### Goal
Lines holding the string "components" are the ones to copy; find them all in the data.

### Data to process
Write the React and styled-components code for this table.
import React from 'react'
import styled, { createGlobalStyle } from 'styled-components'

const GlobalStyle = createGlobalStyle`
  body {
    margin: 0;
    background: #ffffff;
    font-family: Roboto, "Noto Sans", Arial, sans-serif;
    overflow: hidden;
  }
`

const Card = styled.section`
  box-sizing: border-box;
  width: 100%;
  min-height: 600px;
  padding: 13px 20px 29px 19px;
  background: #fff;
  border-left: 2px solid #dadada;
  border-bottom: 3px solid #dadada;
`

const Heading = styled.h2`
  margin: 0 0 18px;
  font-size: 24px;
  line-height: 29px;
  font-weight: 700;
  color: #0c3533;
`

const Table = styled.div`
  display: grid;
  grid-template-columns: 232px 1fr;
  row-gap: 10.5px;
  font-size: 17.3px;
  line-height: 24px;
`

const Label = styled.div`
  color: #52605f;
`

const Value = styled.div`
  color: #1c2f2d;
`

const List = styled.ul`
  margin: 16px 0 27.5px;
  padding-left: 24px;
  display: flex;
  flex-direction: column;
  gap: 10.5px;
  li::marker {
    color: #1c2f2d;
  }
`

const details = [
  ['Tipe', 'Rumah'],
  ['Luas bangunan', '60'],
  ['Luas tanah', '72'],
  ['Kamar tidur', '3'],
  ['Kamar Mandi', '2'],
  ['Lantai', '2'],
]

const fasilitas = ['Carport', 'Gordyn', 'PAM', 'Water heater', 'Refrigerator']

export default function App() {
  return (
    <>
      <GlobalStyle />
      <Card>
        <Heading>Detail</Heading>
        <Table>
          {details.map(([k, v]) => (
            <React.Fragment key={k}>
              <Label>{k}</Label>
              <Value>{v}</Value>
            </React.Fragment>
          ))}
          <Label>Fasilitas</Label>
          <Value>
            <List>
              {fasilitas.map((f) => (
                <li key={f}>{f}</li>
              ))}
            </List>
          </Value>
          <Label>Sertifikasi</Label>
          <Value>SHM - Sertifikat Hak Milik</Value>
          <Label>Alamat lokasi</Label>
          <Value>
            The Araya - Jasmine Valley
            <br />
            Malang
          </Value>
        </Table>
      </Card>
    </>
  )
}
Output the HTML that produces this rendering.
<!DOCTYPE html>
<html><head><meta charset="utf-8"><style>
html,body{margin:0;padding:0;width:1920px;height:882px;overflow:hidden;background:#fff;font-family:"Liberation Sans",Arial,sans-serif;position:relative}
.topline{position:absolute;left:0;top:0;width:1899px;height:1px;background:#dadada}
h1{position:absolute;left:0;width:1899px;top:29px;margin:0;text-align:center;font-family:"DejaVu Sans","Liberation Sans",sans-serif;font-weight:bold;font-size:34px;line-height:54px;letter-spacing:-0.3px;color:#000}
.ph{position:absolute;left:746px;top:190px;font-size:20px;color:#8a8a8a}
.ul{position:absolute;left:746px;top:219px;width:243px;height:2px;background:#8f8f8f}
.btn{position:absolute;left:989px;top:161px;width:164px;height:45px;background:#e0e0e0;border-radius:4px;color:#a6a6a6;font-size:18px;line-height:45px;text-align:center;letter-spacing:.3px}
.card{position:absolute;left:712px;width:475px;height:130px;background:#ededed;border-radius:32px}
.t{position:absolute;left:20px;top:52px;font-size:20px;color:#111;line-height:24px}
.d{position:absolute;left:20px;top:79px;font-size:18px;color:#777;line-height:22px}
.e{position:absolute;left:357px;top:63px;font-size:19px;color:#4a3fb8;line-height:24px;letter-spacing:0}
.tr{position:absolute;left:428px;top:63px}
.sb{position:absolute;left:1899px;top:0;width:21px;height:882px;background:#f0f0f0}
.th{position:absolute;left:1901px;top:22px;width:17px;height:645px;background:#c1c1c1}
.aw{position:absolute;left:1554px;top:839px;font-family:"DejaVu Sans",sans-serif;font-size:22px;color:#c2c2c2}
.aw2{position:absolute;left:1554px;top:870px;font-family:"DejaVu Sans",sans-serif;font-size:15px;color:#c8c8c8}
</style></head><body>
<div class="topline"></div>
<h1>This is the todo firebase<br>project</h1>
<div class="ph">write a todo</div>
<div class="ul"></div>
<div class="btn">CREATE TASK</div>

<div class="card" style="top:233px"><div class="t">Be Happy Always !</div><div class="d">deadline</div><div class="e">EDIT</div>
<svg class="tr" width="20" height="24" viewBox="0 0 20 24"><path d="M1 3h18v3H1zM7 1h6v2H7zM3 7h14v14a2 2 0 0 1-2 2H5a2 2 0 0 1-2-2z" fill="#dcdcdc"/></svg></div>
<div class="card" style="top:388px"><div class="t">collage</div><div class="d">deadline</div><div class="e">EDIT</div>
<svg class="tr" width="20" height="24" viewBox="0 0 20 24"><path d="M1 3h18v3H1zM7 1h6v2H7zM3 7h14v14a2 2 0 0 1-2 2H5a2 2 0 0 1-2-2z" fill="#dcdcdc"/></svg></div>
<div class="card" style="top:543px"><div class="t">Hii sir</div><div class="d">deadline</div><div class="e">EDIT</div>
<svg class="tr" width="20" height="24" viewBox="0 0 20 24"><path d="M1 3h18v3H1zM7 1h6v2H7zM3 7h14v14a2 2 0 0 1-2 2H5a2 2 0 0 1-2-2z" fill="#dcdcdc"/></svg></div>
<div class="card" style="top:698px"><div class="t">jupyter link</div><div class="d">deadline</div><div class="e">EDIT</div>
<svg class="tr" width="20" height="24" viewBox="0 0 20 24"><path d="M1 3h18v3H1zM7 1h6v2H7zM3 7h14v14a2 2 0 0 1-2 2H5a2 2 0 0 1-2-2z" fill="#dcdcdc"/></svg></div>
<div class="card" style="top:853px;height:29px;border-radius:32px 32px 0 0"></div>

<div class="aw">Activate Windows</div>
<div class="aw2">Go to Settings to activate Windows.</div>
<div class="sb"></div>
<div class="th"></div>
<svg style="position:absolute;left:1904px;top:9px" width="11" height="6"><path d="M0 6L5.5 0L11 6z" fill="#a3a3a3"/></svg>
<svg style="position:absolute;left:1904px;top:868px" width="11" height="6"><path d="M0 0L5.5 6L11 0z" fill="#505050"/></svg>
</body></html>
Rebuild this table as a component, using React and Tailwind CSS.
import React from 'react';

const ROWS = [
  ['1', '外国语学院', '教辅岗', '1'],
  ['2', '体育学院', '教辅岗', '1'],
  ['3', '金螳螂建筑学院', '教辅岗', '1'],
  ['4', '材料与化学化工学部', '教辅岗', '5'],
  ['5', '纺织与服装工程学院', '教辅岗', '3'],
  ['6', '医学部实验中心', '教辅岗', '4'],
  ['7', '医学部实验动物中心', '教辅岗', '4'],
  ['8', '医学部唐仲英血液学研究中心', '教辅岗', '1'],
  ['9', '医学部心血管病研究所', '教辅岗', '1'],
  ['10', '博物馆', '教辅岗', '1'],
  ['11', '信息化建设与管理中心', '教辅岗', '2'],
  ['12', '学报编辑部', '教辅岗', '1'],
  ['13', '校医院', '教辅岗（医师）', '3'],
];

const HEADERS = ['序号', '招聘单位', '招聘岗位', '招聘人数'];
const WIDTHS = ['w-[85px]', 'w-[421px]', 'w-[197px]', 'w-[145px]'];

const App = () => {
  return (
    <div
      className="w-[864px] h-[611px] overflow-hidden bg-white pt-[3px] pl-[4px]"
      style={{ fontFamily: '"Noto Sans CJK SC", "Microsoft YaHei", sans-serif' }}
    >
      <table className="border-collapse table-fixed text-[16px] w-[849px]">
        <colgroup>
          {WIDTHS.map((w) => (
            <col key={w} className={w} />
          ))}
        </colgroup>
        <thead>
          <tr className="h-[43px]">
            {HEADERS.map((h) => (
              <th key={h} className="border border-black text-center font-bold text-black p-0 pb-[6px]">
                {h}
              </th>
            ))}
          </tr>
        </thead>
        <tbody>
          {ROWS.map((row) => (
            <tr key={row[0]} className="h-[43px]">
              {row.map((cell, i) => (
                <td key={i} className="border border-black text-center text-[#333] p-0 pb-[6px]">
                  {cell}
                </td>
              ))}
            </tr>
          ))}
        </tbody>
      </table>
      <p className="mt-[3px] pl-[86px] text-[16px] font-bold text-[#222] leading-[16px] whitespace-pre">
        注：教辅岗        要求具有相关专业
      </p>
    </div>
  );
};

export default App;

### Full response
Write the React and styled-components code for this table.
import styled, { createGlobalStyle } from 'styled-components'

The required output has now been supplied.